What is working that the strategy must sustain?

Structures such as integrated care systems (ICSs) and primary care networks (PCNs), are already in place to facilitate a multimorbidity approach to the health service that provides care closer to home and communities, keeping people healthy, able to maintain employment, and enjoy time with loved ones. These structures don’t need radical change - they need to be sustained, through investment and support.

PCNs, for example, are yet to be committed to beyond 2024, when the current five-year framework for the GP contract ends. Ensuring stability for primary care practitioners will be essential to the strategy’s successful implementation, given that primary care is where many of the major conditions are diagnosed, treated, and managed.

How can the strategy look beyond the NHS to achieve its aims?

Up to 80 per cent of what affects our physical and mental health comes from outside of the health system

Half a century on from the first Whitehall study, by now, those of us working in health policy are well versed that up to 80 per cent of what affects our physical and mental health comes from outside of the health system. NHS action alone can’t narrow the healthy life expectancy gap, reduce ill-health-related labour market inactivity, or alleviate pressure on the health service.

As such, there are certain actions that the government must take to create the conditions for a healthy society.

Prevention through regulation

Tobacco and obesity are linked to all of the strategy’s chosen conditions and have substantial impact on inequalities in healthy life expectancy. Recent independent reviews have recommended the regulation of these markets: The Khan Review, Making Smoking Obsolete, suggested a polluter pays levy whereby stop smoking services are funded by additional taxation on tobacco companies; and the National Food Strategy: Part Two called for a salt and sugar reformulation tax. Ultimately, the state pays for its own inaction: tobacco costs the NHS in England £2.6 billion per year, and wider society around £17 billion per year. Obesity, the other highest cause of preventable illness and death in the country, is estimated to cost the NHS £6 billion per year.

Address structural factors such as racism, poverty and gender inequality which drive inequalities in the conditions

Alleviating pressure on the health system requires a shift from treating illness, to treating the conditions that cause illness. To do this, the strategy must go beyond place-based inequalities and address the full spectrum of drivers of disparities in the conditions, including racism, gender inequality, and poverty.
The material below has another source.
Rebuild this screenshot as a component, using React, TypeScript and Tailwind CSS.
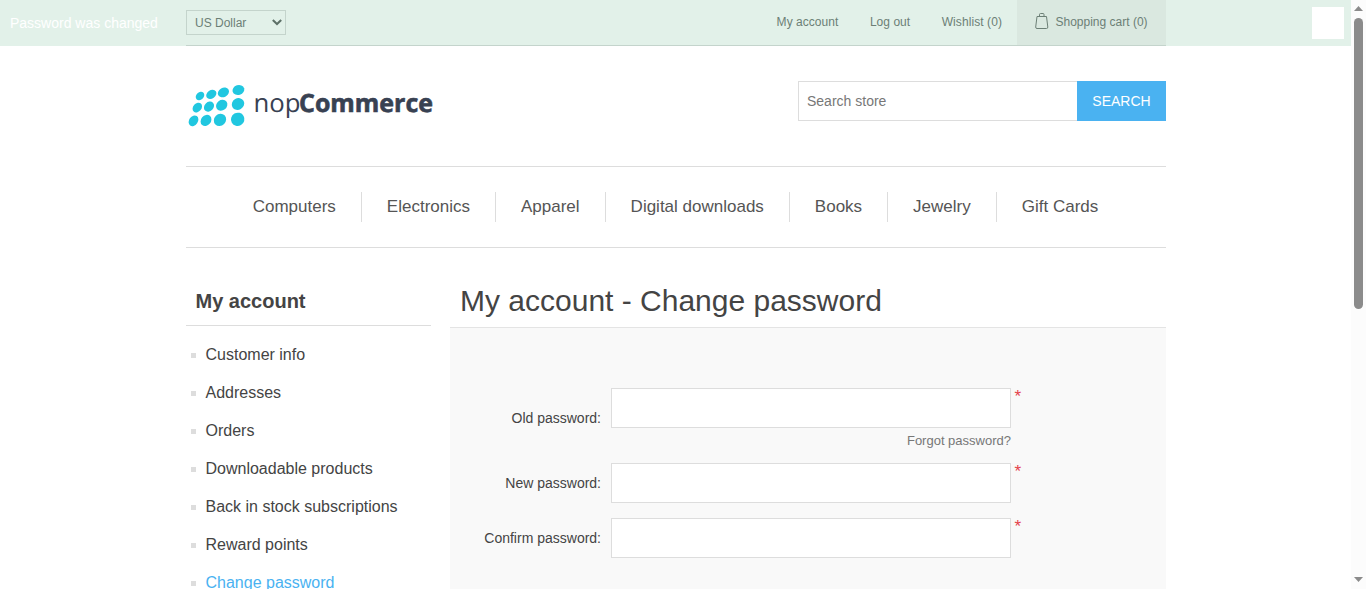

The strategy must explicitly consider the differential impact on women and men as a golden thread throughout, take the opportunity to create central consensus on ethnicity data to be used in healthcare, and be explicitly linked with work to address the causes of ill health in communities such as fuel poverty and housing insecurity.

Health in all policies

The strategy should mandate health equity impact assessments of all new government policies

The major conditions strategy is inherently cross-governmental in its inception: it’s taking forward the government’s health mission from the levelling up white paper. It is clear that embedding this cross-government approach in the implementation and delivery of the strategy is an essential component for success in this mission. The strategy should therefore mandate health equity impact assessments of all new government policies.

Take a life-course approach

Finally, while multimorbidity is more common in adults than in children, adopting a life-course approach so people are born well, live well, and age well is essential for reducing the prevalence of the major conditions.
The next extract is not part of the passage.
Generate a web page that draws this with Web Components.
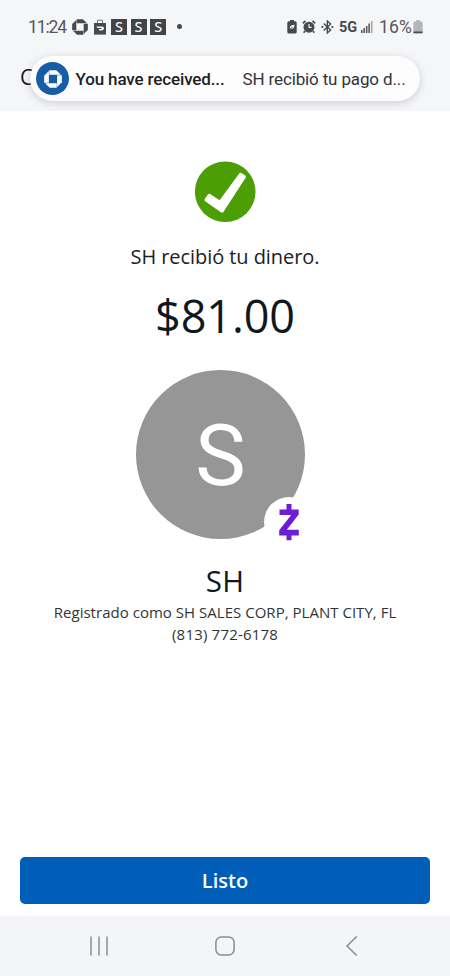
<!DOCTYPE html>
<html lang="es">
<head>
<meta charset="utf-8">
<title>Pago recibido</title>
<style>
html,body{margin:0;height:100%;background:#fff}
body{font-family:"Open Sans","Noto Sans",sans-serif;color:#1b2024;overflow:hidden}
</style>
</head>
<body>
<payment-screen></payment-screen>
<script>
const define = (name, markup, ready) => {
  const tpl = document.createElement('template');
  tpl.innerHTML = markup;
  customElements.define(name, class extends HTMLElement {
    connectedCallback() {
      if (this.shadowRoot) return;
      this.attachShadow({mode: 'open'}).append(tpl.content.cloneNode(true));
      if (ready) ready.call(this, this.shadowRoot);
    }
  });
};

/* One line of text whose letter spacing is adjusted to reach the given width. */
define('fit-text', `<style>:host{display:block;white-space:nowrap;flex:none}span{display:inline-block}</style><span><slot></slot></span>`,
  function (root) {
    const w = +this.getAttribute('w'), s = root.querySelector('span');
    const n = this.textContent.length;
    const d = (w - s.getBoundingClientRect().width) / n;
    s.style.letterSpacing = d + 'px';
    this.style.width = w + 'px';
  });

define('letter-badge', `<style>:host{display:block;width:16px;height:16px;background:#434446;color:#f5f6f8;
  font:500 14.5px/15px "Noto Sans",sans-serif;text-align:center;flex:none}</style><slot></slot>`);

define('chase-mark', `<style>:host{display:block;flex:none}svg{display:block;width:100%;height:100%}</style>
<svg viewBox="0 0 20 20" fill="currentColor">
<path d="M5.8 .2H13.6L18.8 5.4H5.8Z"/><path d="M19.8 5.8V13.6L14.6 18.8V5.8Z"/><path d="M14.2 19.8H6.4L1.2 14.6H14.2Z"/><path d="M.2 14.2V6.4L5.4 1.2V14.2Z"/></svg>`);

define('status-bar', `<style>
:host{display:flex;height:53px;align-items:center;box-sizing:border-box;padding:0 28px;color:#48494c}
svg{display:block;flex:none}
.time,.pct{font:400 17.5px/20px Roboto,sans-serif;color:#55575a}
chase-mark{width:16px;height:16px;margin-left:6px}
.bag{margin:0 5px 0 6px}
letter-badge{margin-right:3.6px}
.dot{width:5px;height:5px;border-radius:50%;background:#48494c;margin-left:7px}
.right{display:flex;align-items:center;margin-left:auto}
.net{font:700 14.5px/20px Roboto,sans-serif;padding-top:2px}
</style>
<fit-text class="time" w="38">11:24</fit-text>
<chase-mark></chase-mark>
<svg class="bag" width="12" height="16" viewBox="0 0 12 16"><path d="M3.5 4.5V1.2H8.5V4.5" fill="none" stroke="#77787a" stroke-width="1"/><path d="M0 4H12V15.6H0Z" fill="currentColor"/><path d="M2 7.4H7.6Q10.2 7.5 10 9.6Q9.8 11.5 7.5 11.5H5.8L4.4 10.1H7.3Q8 9.7 7.3 9.1H3.7Z" fill="#f5f6f8"/></svg>
<letter-badge>S</letter-badge><letter-badge>S</letter-badge><letter-badge>S</letter-badge>
<div class="dot"></div>
<div class="right">
<svg width="10" height="14" viewBox="0 0 10 14"><path d="M3 0H7V1.3H8.3Q9.7 1.3 9.7 2.8V12Q9.7 13.5 8.2 13.5H1.8Q.3 13.5.3 12V2.8Q.3 1.3 1.8 1.3H3Z" fill="currentColor"/><path d="M7.6 4.8Q4 4.8 3.1 6.6Q2.6 8 3.5 9Q7.3 9.5 7.6 4.8Z" fill="#f5f6f8"/><path d="M2.3 10.4L5.8 6.8" stroke="currentColor" stroke-width=".9"/></svg>
<svg style="margin-left:5px" width="14" height="14" viewBox="0 0 14 14"><path d="M.8 3.4L3.5.9M13.2 3.4L10.5.9M3 11L1.7 12.8M11 11L12.3 12.8" stroke="currentColor" stroke-width="1.6"/><circle cx="7" cy="7.2" r="5.5" fill="currentColor"/><path d="M7 4V7.4H9.6" stroke="#f5f6f8" stroke-width="1.1" fill="none"/></svg>
<svg style="margin-left:5px" width="13" height="14" viewBox="0 0 13 14"><path d="M2.7 3.6L9.6 10L6.3 13V1L9.6 4L2.7 10.4" stroke="currentColor" stroke-width="1.4" fill="none"/><circle cx="1.4" cy="7" r="1.1" fill="currentColor"/><circle cx="11.4" cy="7" r="1.1" fill="currentColor"/></svg>
<fit-text class="net" w="18" style="margin-left:5px">5G</fit-text>
<svg style="margin-left:4px" width="12" height="12" viewBox="0 0 12 12" fill="#5b5c5f"><path d="M0 9H1.6V12H0ZM2.4 7H4V12H2.4ZM4.9 5H6.5V12H4.9ZM7.3 2.5H8.9V12H7.3Z"/><path d="M9.9 0H11.5V12H9.9Z" fill="#a6a7aa"/></svg>
<fit-text class="pct" w="33" style="margin-left:6px">16%</fit-text>
<svg style="margin:0 -1px 0 1px" width="10" height="14" viewBox="0 0 10 14"><path d="M3 .2H7V1.6H8Q9.6 1.6 9.6 3V13.2H.4V3Q.4 1.6 2 1.6H3Z" fill="#b4b5b8"/><path d="M.4 11.6H9.6V12.4Q9.6 13.3 8.6 13.3H1.4Q.4 13.3.4 12.4Z" fill="#4b4c4f"/></svg>
</div>`);

define('push-notice', `<style>
:host{display:flex;align-items:center;box-sizing:border-box;width:390px;height:45px;margin:3px 0 0 30px;padding-left:6px;
border-radius:23px;background:#fdfdfe;box-shadow:0 2px 9px rgba(40,45,60,.2);font:400 17px/24px Roboto,sans-serif;color:#333436;position:relative}
.logo{width:33px;height:33px;border-radius:50%;background:#165ca6;color:#fff;display:grid;place-items:center;flex:none}
chase-mark{width:18px;height:18px}
.a{font-weight:500;color:#202123;margin-left:6.5px}.b{margin-left:18px}
</style>
<div class="logo"><chase-mark></chase-mark></div>
<fit-text class="a" w="149">You have received...</fit-text>
<fit-text class="b" w="163">SH recibió tu pago d...</fit-text>`);

define('top-area', `<style>
:host{display:block;height:111px;background:#f5f6f8;overflow:hidden}
.app{display:grid}
.title,push-notice{grid-area:1/1}
.title{font:400 21px/28px "Open Sans",sans-serif;padding:10px 0 0 20px;color:#15181b}
</style>
<status-bar></status-bar>
<div class="app"><div class="title">C</div><push-notice></push-notice></div>`);

define('success-mark', `<style>:host{display:block;width:61px;height:61px}svg{display:block}</style>
<svg width="61" height="61" viewBox="0 0 61 61"><circle cx="30.2" cy="30.7" r="30.3" fill="#4b9f05"/><path d="M44.2 12.4Q45.2 11.2 46.4 12L50.3 14.5Q51.5 15.4 50.6 16.8L28.4 51Q27.4 52.4 25.9 51.3L10.2 40.2Q8.9 39.2 9.9 37.7L12.9 33.6Q14 32.2 15.5 33.2L24.6 39.3Z" fill="#fff"/></svg>`);

define('contact-avatar', `<style>
:host{display:block;position:relative;width:169px;height:169px;border-radius:50%;background:#969696;color:#fff;
font:400 85px/172px Roboto,sans-serif;text-align:center}
.badge{position:absolute;left:128px;top:127px;width:50px;height:50px;border-radius:50%;background:#fff}
svg{display:block}
</style><slot></slot>
<div class="badge"><svg width="50" height="50" viewBox="0 0 50 50" fill="#6d1ed4"><path d="M15.5 12.4H34.7V17.4L22.8 32.8H34.8V38.4H15.2V33.3L27.2 18H15.5Z"/><path d="M22.5 7H27.5V13H22.5ZM22.5 38H27.5V43.2H22.5Z"/></svg></div>`);

define('primary-button', `<style>:host{display:block}
button{all:unset;display:flex;justify-content:center;align-items:center;width:100%;height:47px;border-radius:5px;background:#005eb8;color:#fff;font:600 20px/28px "Open Sans",sans-serif}</style>
<button><slot></slot></button>`);

define('system-nav', `<style>:host{display:flex;height:60px;background:#f4f5f8;align-items:center;justify-content:space-between;padding:0 89px}svg{display:block}</style>
<svg width="20" height="20" viewBox="0 0 20 20" fill="none" stroke="#8b8c90" stroke-width="1.5"><path d="M2 .5V19.5M10 .5V19.5M18 .5V19.5"/></svg>
<svg width="20" height="20" viewBox="0 0 20 20" fill="none" stroke="#8b8c90" stroke-width="1.5"><rect x=".9" y=".9" width="18.2" height="18.2" rx="5.5"/></svg>
<svg width="20" height="20" viewBox="0 0 20 20" fill="none" stroke="#8b8c90" stroke-width="1.5"><path d="M15.7.5L6 10L15.7 19.5"/></svg>`);

define('payment-screen', `<style>
:host{display:flex;flex-direction:column;height:976px;width:450px}
main{flex:1;display:flex;flex-direction:column;align-items:center;padding-top:50px}
.msg{font-size:20px;line-height:28px;margin-top:21px}
.amount{font-size:45px;line-height:60px;margin-top:15px;color:#10171d}
contact-avatar{margin:24px 9px 0 0}
.name{font-size:29.5px;line-height:36px;margin-top:24px;color:#10171d}
.line{font-size:15px;line-height:22px;color:#303438}
.reg{margin-top:2px}
.foot{padding:0 20px 12px}
</style>
<top-area></top-area>
<main>
<success-mark></success-mark>
<fit-text class="msg" w="189">SH recibió tu dinero.</fit-text>
<fit-text class="amount" w="140">$81.00</fit-text>
<contact-avatar>S</contact-avatar>
<fit-text class="name" w="38.5">SH</fit-text>
<fit-text class="line reg" w="342.5">Registrado como SH SALES CORP, PLANT CITY, FL</fit-text>
<fit-text class="line" w="106">(813) 772-6178</fit-text>
</main>
<div class="foot"><primary-button>Listo</primary-button></div>
<system-nav></system-nav>`);
</script>
</body>
</html>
Preventing the onset of disease in young people is critical, both for the patient and for the cost to the system. This is especially true for mental health conditions. Despite this, the government is currently only committed to providing mental health support teams in just over one in four schools. To embed a preventative, life-course approach, and reduce regional inequality, healthcare leaders are calling for a commitment from government to fund mental health support teams in all schools.